Repeat, exactly and completely, the material that follows. Omit the pictures.

Begin INFORMATION SUPPLIED

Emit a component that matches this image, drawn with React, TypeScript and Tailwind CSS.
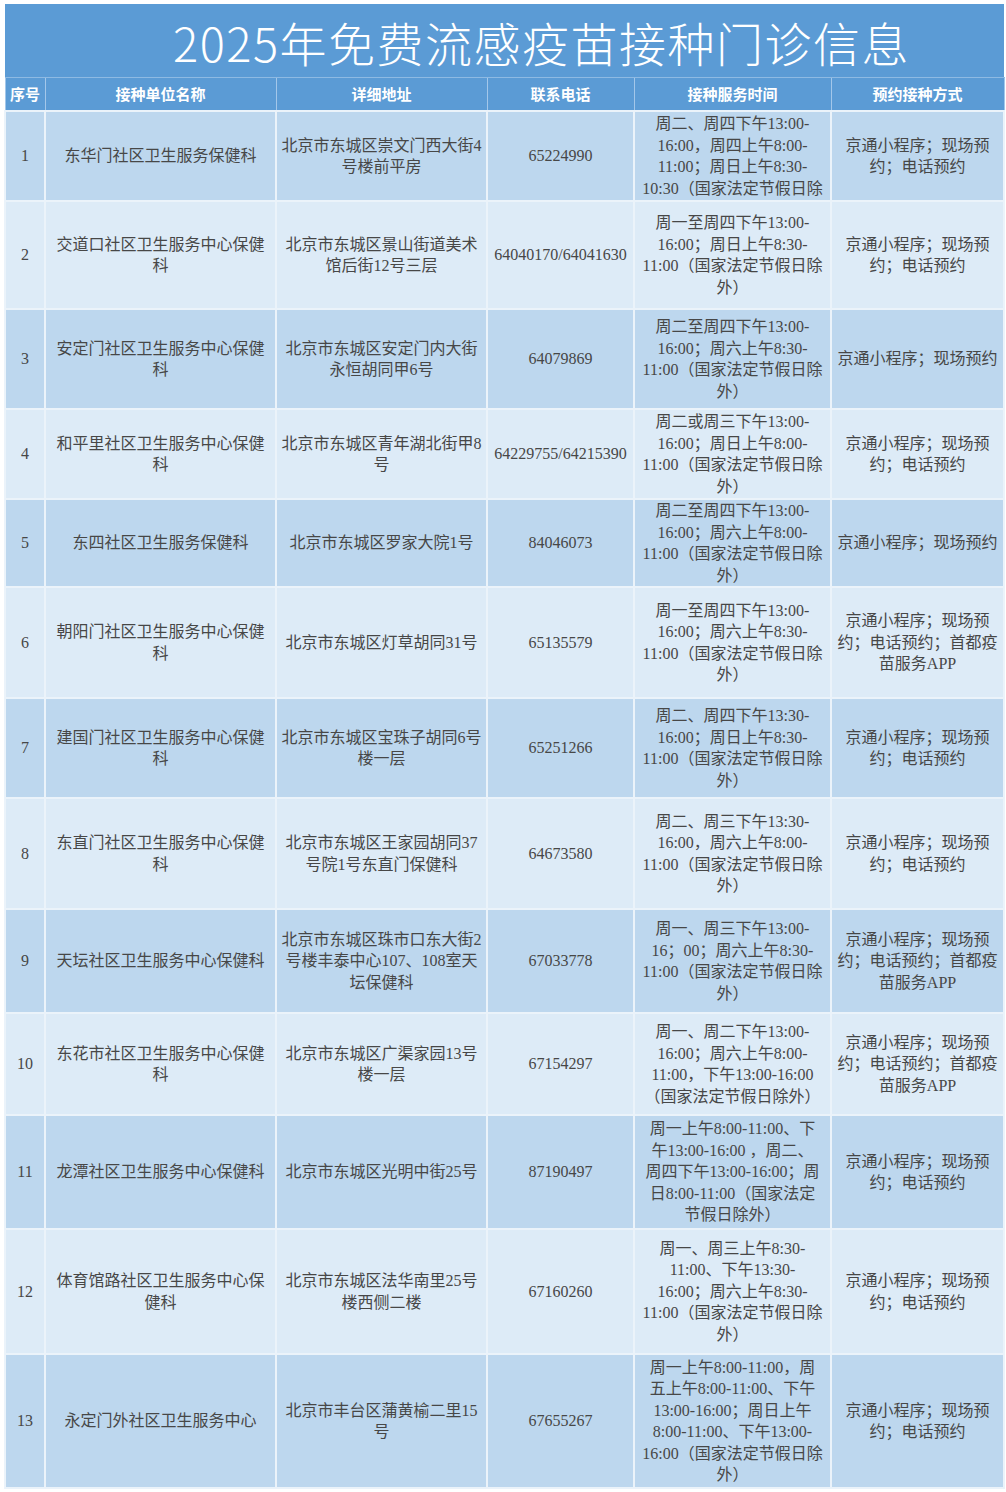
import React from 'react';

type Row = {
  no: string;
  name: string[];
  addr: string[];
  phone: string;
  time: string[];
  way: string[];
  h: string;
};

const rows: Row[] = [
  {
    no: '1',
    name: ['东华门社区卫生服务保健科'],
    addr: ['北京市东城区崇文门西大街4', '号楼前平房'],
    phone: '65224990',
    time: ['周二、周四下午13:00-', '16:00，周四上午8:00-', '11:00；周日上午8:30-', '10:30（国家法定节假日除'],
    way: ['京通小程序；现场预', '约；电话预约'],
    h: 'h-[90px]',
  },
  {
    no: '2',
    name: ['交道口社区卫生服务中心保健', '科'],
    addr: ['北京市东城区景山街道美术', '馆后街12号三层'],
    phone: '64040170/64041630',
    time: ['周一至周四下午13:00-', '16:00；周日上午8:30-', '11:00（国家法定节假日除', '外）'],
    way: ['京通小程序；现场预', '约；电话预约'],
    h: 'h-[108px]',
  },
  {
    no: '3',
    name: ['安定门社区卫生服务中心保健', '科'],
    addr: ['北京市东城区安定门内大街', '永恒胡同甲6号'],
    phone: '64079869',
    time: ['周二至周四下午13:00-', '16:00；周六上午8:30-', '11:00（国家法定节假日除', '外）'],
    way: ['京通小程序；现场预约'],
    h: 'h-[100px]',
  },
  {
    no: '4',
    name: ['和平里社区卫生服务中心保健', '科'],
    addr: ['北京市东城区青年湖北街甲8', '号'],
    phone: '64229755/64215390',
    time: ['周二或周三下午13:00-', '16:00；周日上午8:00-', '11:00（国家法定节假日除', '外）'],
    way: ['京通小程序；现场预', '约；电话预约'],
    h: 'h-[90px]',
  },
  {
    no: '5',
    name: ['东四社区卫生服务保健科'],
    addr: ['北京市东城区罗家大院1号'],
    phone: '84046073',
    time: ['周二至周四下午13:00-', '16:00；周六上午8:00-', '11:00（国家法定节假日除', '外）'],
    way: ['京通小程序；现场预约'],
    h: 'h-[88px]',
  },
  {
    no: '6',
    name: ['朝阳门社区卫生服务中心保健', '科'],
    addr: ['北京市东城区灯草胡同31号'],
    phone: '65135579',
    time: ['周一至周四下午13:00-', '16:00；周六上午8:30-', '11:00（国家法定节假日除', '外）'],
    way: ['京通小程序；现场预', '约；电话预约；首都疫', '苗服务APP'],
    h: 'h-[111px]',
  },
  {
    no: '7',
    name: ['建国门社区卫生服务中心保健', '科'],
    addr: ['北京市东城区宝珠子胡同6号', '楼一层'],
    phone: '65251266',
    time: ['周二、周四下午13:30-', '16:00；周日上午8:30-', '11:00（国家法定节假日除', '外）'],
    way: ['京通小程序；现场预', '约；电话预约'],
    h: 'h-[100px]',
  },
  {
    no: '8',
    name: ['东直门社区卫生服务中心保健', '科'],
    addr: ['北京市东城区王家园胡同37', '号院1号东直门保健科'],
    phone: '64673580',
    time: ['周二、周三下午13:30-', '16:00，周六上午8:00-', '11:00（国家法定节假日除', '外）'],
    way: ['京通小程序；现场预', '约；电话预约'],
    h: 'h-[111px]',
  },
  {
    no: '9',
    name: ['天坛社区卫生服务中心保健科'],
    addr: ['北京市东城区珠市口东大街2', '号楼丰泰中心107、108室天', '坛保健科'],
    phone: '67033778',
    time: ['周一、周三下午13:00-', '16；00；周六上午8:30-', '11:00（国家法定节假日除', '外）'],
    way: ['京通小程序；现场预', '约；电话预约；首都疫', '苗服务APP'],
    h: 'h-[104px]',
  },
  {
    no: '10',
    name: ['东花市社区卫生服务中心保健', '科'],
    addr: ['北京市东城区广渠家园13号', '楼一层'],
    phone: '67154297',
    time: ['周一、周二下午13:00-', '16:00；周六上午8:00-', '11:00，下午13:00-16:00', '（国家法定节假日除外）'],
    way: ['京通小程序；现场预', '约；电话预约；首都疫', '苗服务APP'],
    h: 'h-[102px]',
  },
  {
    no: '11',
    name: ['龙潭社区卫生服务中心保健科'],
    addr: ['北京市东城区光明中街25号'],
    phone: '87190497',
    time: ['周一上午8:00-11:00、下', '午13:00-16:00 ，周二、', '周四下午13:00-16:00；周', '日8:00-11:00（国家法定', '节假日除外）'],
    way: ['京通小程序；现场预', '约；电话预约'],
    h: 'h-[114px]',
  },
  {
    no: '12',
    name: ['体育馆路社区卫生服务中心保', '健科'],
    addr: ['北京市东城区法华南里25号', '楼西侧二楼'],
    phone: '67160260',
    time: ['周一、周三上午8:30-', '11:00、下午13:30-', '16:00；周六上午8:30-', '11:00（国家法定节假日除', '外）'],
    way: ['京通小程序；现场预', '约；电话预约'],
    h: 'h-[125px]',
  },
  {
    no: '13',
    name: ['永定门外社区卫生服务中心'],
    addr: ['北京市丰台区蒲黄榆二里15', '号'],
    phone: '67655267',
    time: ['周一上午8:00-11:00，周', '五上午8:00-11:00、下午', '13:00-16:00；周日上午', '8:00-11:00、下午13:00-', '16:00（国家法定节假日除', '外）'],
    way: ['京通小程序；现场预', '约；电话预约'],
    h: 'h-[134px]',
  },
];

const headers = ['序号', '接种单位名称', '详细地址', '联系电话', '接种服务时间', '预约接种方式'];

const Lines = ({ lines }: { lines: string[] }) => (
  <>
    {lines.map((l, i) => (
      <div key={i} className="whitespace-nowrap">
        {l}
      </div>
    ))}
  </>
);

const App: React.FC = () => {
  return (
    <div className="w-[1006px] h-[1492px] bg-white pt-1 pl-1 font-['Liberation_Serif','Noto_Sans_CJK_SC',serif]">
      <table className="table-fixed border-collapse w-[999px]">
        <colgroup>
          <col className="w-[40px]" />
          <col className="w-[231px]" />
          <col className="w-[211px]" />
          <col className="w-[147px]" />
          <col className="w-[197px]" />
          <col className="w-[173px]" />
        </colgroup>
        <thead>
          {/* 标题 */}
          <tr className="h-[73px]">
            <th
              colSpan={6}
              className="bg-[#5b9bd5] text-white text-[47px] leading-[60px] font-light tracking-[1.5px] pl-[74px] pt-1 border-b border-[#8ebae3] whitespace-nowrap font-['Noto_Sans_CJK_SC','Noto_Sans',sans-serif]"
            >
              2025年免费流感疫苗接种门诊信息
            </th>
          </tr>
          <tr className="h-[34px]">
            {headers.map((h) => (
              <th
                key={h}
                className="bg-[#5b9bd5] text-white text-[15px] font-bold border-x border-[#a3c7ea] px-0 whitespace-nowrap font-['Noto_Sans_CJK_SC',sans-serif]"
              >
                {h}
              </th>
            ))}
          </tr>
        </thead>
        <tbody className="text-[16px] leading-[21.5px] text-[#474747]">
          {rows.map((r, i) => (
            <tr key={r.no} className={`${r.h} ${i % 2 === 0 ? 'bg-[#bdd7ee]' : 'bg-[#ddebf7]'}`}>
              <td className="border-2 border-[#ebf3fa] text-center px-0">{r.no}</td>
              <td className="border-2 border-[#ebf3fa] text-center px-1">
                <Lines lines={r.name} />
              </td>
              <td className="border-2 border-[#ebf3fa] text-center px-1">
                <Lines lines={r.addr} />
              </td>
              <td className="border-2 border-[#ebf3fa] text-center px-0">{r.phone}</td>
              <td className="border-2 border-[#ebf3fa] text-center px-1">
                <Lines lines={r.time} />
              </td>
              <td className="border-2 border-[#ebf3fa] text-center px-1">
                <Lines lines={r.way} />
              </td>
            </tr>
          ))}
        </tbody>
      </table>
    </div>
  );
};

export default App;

End INFORMATION SUPPLIED

EXERCISE RESPONSE:
Emit a component that matches this image, drawn with React, TypeScript and Tailwind CSS.
import React from 'react';

type Row = {
  no: string;
  name: string[];
  addr: string[];
  phone: string;
  time: string[];
  way: string[];
  h: string;
};

const rows: Row[] = [
  {
    no: '1',
    name: ['东华门社区卫生服务保健科'],
    addr: ['北京市东城区崇文门西大街4', '号楼前平房'],
    phone: '65224990',
    time: ['周二、周四下午13:00-', '16:00，周四上午8:00-', '11:00；周日上午8:30-', '10:30（国家法定节假日除'],
    way: ['京通小程序；现场预', '约；电话预约'],
    h: 'h-[90px]',
  },
  {
    no: '2',
    name: ['交道口社区卫生服务中心保健', '科'],
    addr: ['北京市东城区景山街道美术', '馆后街12号三层'],
    phone: '64040170/64041630',
    time: ['周一至周四下午13:00-', '16:00；周日上午8:30-', '11:00（国家法定节假日除', '外）'],
    way: ['京通小程序；现场预', '约；电话预约'],
    h: 'h-[108px]',
  },
  {
    no: '3',
    name: ['安定门社区卫生服务中心保健', '科'],
    addr: ['北京市东城区安定门内大街', '永恒胡同甲6号'],
    phone: '64079869',
    time: ['周二至周四下午13:00-', '16:00；周六上午8:30-', '11:00（国家法定节假日除', '外）'],
    way: ['京通小程序；现场预约'],
    h: 'h-[100px]',
  },
  {
    no: '4',
    name: ['和平里社区卫生服务中心保健', '科'],
    addr: ['北京市东城区青年湖北街甲8', '号'],
    phone: '64229755/64215390',
    time: ['周二或周三下午13:00-', '16:00；周日上午8:00-', '11:00（国家法定节假日除', '外）'],
    way: ['京通小程序；现场预', '约；电话预约'],
    h: 'h-[90px]',
  },
  {
    no: '5',
    name: ['东四社区卫生服务保健科'],
    addr: ['北京市东城区罗家大院1号'],
    phone: '84046073',
    time: ['周二至周四下午13:00-', '16:00；周六上午8:00-', '11:00（国家法定节假日除', '外）'],
    way: ['京通小程序；现场预约'],
    h: 'h-[88px]',
  },
  {
    no: '6',
    name: ['朝阳门社区卫生服务中心保健', '科'],
    addr: ['北京市东城区灯草胡同31号'],
    phone: '65135579',
    time: ['周一至周四下午13:00-', '16:00；周六上午8:30-', '11:00（国家法定节假日除', '外）'],
    way: ['京通小程序；现场预', '约；电话预约；首都疫', '苗服务APP'],
    h: 'h-[111px]',
  },
  {
    no: '7',
    name: ['建国门社区卫生服务中心保健', '科'],
    addr: ['北京市东城区宝珠子胡同6号', '楼一层'],
    phone: '65251266',
    time: ['周二、周四下午13:30-', '16:00；周日上午8:30-', '11:00（国家法定节假日除', '外）'],
    way: ['京通小程序；现场预', '约；电话预约'],
    h: 'h-[100px]',
  },
  {
    no: '8',
    name: ['东直门社区卫生服务中心保健', '科'],
    addr: ['北京市东城区王家园胡同37', '号院1号东直门保健科'],
    phone: '64673580',
    time: ['周二、周三下午13:30-', '16:00，周六上午8:00-', '11:00（国家法定节假日除', '外）'],
    way: ['京通小程序；现场预', '约；电话预约'],
    h: 'h-[111px]',
  },
  {
    no: '9',
    name: ['天坛社区卫生服务中心保健科'],
    addr: ['北京市东城区珠市口东大街2', '号楼丰泰中心107、108室天', '坛保健科'],
    phone: '67033778',
    time: ['周一、周三下午13:00-', '16；00；周六上午8:30-', '11:00（国家法定节假日除', '外）'],
    way: ['京通小程序；现场预', '约；电话预约；首都疫', '苗服务APP'],
    h: 'h-[104px]',
  },
  {
    no: '10',
    name: ['东花市社区卫生服务中心保健', '科'],
    addr: ['北京市东城区广渠家园13号', '楼一层'],
    phone: '67154297',
    time: ['周一、周二下午13:00-', '16:00；周六上午8:00-', '11:00，下午13:00-16:00', '（国家法定节假日除外）'],
    way: ['京通小程序；现场预', '约；电话预约；首都疫', '苗服务APP'],
    h: 'h-[102px]',
  },
  {
    no: '11',
    name: ['龙潭社区卫生服务中心保健科'],
    addr: ['北京市东城区光明中街25号'],
    phone: '87190497',
    time: ['周一上午8:00-11:00、下', '午13:00-16:00 ，周二、', '周四下午13:00-16:00；周', '日8:00-11:00（国家法定', '节假日除外）'],
    way: ['京通小程序；现场预', '约；电话预约'],
    h: 'h-[114px]',
  },
  {
    no: '12',
    name: ['体育馆路社区卫生服务中心保', '健科'],
    addr: ['北京市东城区法华南里25号', '楼西侧二楼'],
    phone: '67160260',
    time: ['周一、周三上午8:30-', '11:00、下午13:30-', '16:00；周六上午8:30-', '11:00（国家法定节假日除', '外）'],
    way: ['京通小程序；现场预', '约；电话预约'],
    h: 'h-[125px]',
  },
  {
    no: '13',
    name: ['永定门外社区卫生服务中心'],
    addr: ['北京市丰台区蒲黄榆二里15', '号'],
    phone: '67655267',
    time: ['周一上午8:00-11:00，周', '五上午8:00-11:00、下午', '13:00-16:00；周日上午', '8:00-11:00、下午13:00-', '16:00（国家法定节假日除', '外）'],
    way: ['京通小程序；现场预', '约；电话预约'],
    h: 'h-[134px]',
  },
];

const headers = ['序号', '接种单位名称', '详细地址', '联系电话', '接种服务时间', '预约接种方式'];

const Lines = ({ lines }: { lines: string[] }) => (
  <>
    {lines.map((l, i) => (
      <div key={i} className="whitespace-nowrap">
        {l}
      </div>
    ))}
  </>
);

const App: React.FC = () => {
  return (
    <div className="w-[1006px] h-[1492px] bg-white pt-1 pl-1 font-['Liberation_Serif','Noto_Sans_CJK_SC',serif]">
      <table className="table-fixed border-collapse w-[999px]">
        <colgroup>
          <col className="w-[40px]" />
          <col className="w-[231px]" />
          <col className="w-[211px]" />
          <col className="w-[147px]" />
          <col className="w-[197px]" />
          <col className="w-[173px]" />
        </colgroup>
        <thead>
          {/* 标题 */}
          <tr className="h-[73px]">
            <th
              colSpan={6}
              className="bg-[#5b9bd5] text-white text-[47px] leading-[60px] font-light tracking-[1.5px] pl-[74px] pt-1 border-b border-[#8ebae3] whitespace-nowrap font-['Noto_Sans_CJK_SC','Noto_Sans',sans-serif]"
            >
              2025年免费流感疫苗接种门诊信息
            </th>
          </tr>
          <tr className="h-[34px]">
            {headers.map((h) => (
              <th
                key={h}
                className="bg-[#5b9bd5] text-white text-[15px] font-bold border-x border-[#a3c7ea] px-0 whitespace-nowrap font-['Noto_Sans_CJK_SC',sans-serif]"
              >
                {h}
              </th>
            ))}
          </tr>
        </thead>
        <tbody className="text-[16px] leading-[21.5px] text-[#474747]">
          {rows.map((r, i) => (
            <tr key={r.no} className={`${r.h} ${i % 2 === 0 ? 'bg-[#bdd7ee]' : 'bg-[#ddebf7]'}`}>
              <td className="border-2 border-[#ebf3fa] text-center px-0">{r.no}</td>
              <td className="border-2 border-[#ebf3fa] text-center px-1">
                <Lines lines={r.name} />
              </td>
              <td className="border-2 border-[#ebf3fa] text-center px-1">
                <Lines lines={r.addr} />
              </td>
              <td className="border-2 border-[#ebf3fa] text-center px-0">{r.phone}</td>
              <td className="border-2 border-[#ebf3fa] text-center px-1">
                <Lines lines={r.time} />
              </td>
              <td className="border-2 border-[#ebf3fa] text-center px-1">
                <Lines lines={r.way} />
              </td>
            </tr>
          ))}
        </tbody>
      </table>
    </div>
  );
};

export default App;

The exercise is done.